Reproduce the listing word for word. Skip any image.

• [Information provided]:
╔══

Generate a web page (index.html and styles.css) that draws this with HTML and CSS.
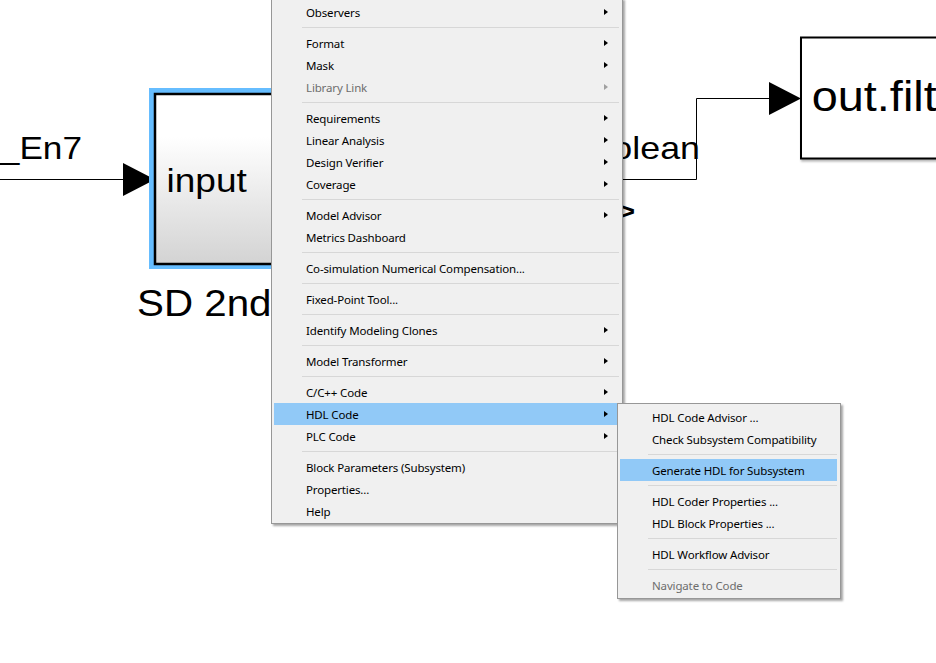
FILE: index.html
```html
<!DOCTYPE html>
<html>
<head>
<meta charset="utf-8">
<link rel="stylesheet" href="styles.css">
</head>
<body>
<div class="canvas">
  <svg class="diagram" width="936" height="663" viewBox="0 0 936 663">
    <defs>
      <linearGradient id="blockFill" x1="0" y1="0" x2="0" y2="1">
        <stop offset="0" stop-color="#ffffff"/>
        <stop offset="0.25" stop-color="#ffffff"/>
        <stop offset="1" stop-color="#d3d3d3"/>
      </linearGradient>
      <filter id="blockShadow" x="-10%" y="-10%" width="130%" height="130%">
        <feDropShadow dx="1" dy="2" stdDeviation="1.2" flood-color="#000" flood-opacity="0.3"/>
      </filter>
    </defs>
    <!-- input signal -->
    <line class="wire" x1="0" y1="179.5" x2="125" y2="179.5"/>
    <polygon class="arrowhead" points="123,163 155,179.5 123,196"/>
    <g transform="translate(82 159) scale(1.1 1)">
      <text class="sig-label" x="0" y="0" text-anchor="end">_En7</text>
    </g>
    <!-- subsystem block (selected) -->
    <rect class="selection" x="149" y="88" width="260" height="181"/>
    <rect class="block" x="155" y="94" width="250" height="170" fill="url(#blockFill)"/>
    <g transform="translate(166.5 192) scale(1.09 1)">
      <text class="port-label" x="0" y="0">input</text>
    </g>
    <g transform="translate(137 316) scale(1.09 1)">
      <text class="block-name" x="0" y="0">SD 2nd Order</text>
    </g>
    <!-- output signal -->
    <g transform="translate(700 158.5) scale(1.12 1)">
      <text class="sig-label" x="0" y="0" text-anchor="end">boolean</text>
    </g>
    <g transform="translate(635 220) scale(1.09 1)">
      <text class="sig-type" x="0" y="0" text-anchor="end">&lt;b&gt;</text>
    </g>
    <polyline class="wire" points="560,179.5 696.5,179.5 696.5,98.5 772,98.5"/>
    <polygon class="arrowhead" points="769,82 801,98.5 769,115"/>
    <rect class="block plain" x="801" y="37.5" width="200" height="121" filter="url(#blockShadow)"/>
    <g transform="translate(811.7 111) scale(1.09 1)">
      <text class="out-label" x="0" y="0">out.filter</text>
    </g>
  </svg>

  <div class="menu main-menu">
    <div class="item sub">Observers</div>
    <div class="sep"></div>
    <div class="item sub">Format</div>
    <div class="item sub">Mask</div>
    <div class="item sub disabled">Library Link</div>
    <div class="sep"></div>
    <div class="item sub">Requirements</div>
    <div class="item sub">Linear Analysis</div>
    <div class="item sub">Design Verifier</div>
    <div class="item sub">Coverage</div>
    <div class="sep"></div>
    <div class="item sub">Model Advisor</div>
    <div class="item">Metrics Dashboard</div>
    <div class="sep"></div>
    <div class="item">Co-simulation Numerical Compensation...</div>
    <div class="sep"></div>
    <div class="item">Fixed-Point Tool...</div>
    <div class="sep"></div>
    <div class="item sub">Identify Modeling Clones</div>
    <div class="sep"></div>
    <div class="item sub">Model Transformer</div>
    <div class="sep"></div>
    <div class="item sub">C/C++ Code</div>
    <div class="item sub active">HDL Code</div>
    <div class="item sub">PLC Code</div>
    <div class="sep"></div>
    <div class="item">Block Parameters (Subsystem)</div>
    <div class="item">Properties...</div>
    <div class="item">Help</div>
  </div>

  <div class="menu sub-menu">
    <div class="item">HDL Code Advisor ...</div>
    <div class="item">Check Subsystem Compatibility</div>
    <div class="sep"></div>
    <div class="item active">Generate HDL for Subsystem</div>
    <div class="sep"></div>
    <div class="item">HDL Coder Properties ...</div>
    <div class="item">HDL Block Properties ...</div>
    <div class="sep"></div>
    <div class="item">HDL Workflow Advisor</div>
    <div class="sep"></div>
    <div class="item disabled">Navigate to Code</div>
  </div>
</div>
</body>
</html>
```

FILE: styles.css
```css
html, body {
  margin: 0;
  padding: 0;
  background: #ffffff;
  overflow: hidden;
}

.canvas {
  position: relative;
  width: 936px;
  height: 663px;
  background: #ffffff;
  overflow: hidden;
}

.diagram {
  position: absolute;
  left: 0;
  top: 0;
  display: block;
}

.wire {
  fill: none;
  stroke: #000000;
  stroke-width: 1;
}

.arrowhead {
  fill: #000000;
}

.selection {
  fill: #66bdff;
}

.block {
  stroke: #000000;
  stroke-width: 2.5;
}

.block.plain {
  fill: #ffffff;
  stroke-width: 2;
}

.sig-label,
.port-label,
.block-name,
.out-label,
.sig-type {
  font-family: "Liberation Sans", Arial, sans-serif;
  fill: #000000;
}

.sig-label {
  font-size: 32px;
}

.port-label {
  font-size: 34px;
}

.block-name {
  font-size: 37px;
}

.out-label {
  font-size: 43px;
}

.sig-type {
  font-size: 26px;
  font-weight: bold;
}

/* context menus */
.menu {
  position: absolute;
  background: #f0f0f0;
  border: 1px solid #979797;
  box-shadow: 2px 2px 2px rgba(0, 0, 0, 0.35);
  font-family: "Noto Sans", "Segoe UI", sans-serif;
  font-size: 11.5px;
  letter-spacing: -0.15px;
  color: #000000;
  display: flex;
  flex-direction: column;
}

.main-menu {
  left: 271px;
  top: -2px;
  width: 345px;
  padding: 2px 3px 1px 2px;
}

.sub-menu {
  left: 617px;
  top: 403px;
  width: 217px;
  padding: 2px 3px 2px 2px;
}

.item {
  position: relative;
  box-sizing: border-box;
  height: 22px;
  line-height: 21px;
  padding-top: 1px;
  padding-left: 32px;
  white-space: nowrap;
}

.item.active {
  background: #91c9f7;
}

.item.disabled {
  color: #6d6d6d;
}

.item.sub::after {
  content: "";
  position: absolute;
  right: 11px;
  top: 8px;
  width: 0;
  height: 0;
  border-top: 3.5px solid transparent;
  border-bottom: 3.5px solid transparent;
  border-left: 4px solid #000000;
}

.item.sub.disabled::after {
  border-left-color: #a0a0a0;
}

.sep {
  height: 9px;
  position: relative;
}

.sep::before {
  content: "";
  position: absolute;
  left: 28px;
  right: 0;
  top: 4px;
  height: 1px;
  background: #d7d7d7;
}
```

╚══

• [Reply]:
Generate a web page (index.html and styles.css) that draws this with HTML and CSS.
FILE: index.html
```html
<!DOCTYPE html>
<html>
<head>
<meta charset="utf-8">
<link rel="stylesheet" href="styles.css">
</head>
<body>
<div class="canvas">
  <svg class="diagram" width="936" height="663" viewBox="0 0 936 663">
    <defs>
      <linearGradient id="blockFill" x1="0" y1="0" x2="0" y2="1">
        <stop offset="0" stop-color="#ffffff"/>
        <stop offset="0.25" stop-color="#ffffff"/>
        <stop offset="1" stop-color="#d3d3d3"/>
      </linearGradient>
      <filter id="blockShadow" x="-10%" y="-10%" width="130%" height="130%">
        <feDropShadow dx="1" dy="2" stdDeviation="1.2" flood-color="#000" flood-opacity="0.3"/>
      </filter>
    </defs>
    <!-- input signal -->
    <line class="wire" x1="0" y1="179.5" x2="125" y2="179.5"/>
    <polygon class="arrowhead" points="123,163 155,179.5 123,196"/>
    <g transform="translate(82 159) scale(1.1 1)">
      <text class="sig-label" x="0" y="0" text-anchor="end">_En7</text>
    </g>
    <!-- subsystem block (selected) -->
    <rect class="selection" x="149" y="88" width="260" height="181"/>
    <rect class="block" x="155" y="94" width="250" height="170" fill="url(#blockFill)"/>
    <g transform="translate(166.5 192) scale(1.09 1)">
      <text class="port-label" x="0" y="0">input</text>
    </g>
    <g transform="translate(137 316) scale(1.09 1)">
      <text class="block-name" x="0" y="0">SD 2nd Order</text>
    </g>
    <!-- output signal -->
    <g transform="translate(700 158.5) scale(1.12 1)">
      <text class="sig-label" x="0" y="0" text-anchor="end">boolean</text>
    </g>
    <g transform="translate(635 220) scale(1.09 1)">
      <text class="sig-type" x="0" y="0" text-anchor="end">&lt;b&gt;</text>
    </g>
    <polyline class="wire" points="560,179.5 696.5,179.5 696.5,98.5 772,98.5"/>
    <polygon class="arrowhead" points="769,82 801,98.5 769,115"/>
    <rect class="block plain" x="801" y="37.5" width="200" height="121" filter="url(#blockShadow)"/>
    <g transform="translate(811.7 111) scale(1.09 1)">
      <text class="out-label" x="0" y="0">out.filter</text>
    </g>
  </svg>

  <div class="menu main-menu">
    <div class="item sub">Observers</div>
    <div class="sep"></div>
    <div class="item sub">Format</div>
    <div class="item sub">Mask</div>
    <div class="item sub disabled">Library Link</div>
    <div class="sep"></div>
    <div class="item sub">Requirements</div>
    <div class="item sub">Linear Analysis</div>
    <div class="item sub">Design Verifier</div>
    <div class="item sub">Coverage</div>
    <div class="sep"></div>
    <div class="item sub">Model Advisor</div>
    <div class="item">Metrics Dashboard</div>
    <div class="sep"></div>
    <div class="item">Co-simulation Numerical Compensation...</div>
    <div class="sep"></div>
    <div class="item">Fixed-Point Tool...</div>
    <div class="sep"></div>
    <div class="item sub">Identify Modeling Clones</div>
    <div class="sep"></div>
    <div class="item sub">Model Transformer</div>
    <div class="sep"></div>
    <div class="item sub">C/C++ Code</div>
    <div class="item sub active">HDL Code</div>
    <div class="item sub">PLC Code</div>
    <div class="sep"></div>
    <div class="item">Block Parameters (Subsystem)</div>
    <div class="item">Properties...</div>
    <div class="item">Help</div>
  </div>

  <div class="menu sub-menu">
    <div class="item">HDL Code Advisor ...</div>
    <div class="item">Check Subsystem Compatibility</div>
    <div class="sep"></div>
    <div class="item active">Generate HDL for Subsystem</div>
    <div class="sep"></div>
    <div class="item">HDL Coder Properties ...</div>
    <div class="item">HDL Block Properties ...</div>
    <div class="sep"></div>
    <div class="item">HDL Workflow Advisor</div>
    <div class="sep"></div>
    <div class="item disabled">Navigate to Code</div>
  </div>
</div>
</body>
</html>
```

FILE: styles.css
```css
html, body {
  margin: 0;
  padding: 0;
  background: #ffffff;
  overflow: hidden;
}

.canvas {
  position: relative;
  width: 936px;
  height: 663px;
  background: #ffffff;
  overflow: hidden;
}

.diagram {
  position: absolute;
  left: 0;
  top: 0;
  display: block;
}

.wire {
  fill: none;
  stroke: #000000;
  stroke-width: 1;
}

.arrowhead {
  fill: #000000;
}

.selection {
  fill: #66bdff;
}

.block {
  stroke: #000000;
  stroke-width: 2.5;
}

.block.plain {
  fill: #ffffff;
  stroke-width: 2;
}

.sig-label,
.port-label,
.block-name,
.out-label,
.sig-type {
  font-family: "Liberation Sans", Arial, sans-serif;
  fill: #000000;
}

.sig-label {
  font-size: 32px;
}

.port-label {
  font-size: 34px;
}

.block-name {
  font-size: 37px;
}

.out-label {
  font-size: 43px;
}

.sig-type {
  font-size: 26px;
  font-weight: bold;
}

/* context menus */
.menu {
  position: absolute;
  background: #f0f0f0;
  border: 1px solid #979797;
  box-shadow: 2px 2px 2px rgba(0, 0, 0, 0.35);
  font-family: "Noto Sans", "Segoe UI", sans-serif;
  font-size: 11.5px;
  letter-spacing: -0.15px;
  color: #000000;
  display: flex;
  flex-direction: column;
}

.main-menu {
  left: 271px;
  top: -2px;
  width: 345px;
  padding: 2px 3px 1px 2px;
}

.sub-menu {
  left: 617px;
  top: 403px;
  width: 217px;
  padding: 2px 3px 2px 2px;
}

.item {
  position: relative;
  box-sizing: border-box;
  height: 22px;
  line-height: 21px;
  padding-top: 1px;
  padding-left: 32px;
  white-space: nowrap;
}

.item.active {
  background: #91c9f7;
}

.item.disabled {
  color: #6d6d6d;
}

.item.sub::after {
  content: "";
  position: absolute;
  right: 11px;
  top: 8px;
  width: 0;
  height: 0;
  border-top: 3.5px solid transparent;
  border-bottom: 3.5px solid transparent;
  border-left: 4px solid #000000;
}

.item.sub.disabled::after {
  border-left-color: #a0a0a0;
}

.sep {
  height: 9px;
  position: relative;
}

.sep::before {
  content: "";
  position: absolute;
  left: 28px;
  right: 0;
  top: 4px;
  height: 1px;
  background: #d7d7d7;
}
```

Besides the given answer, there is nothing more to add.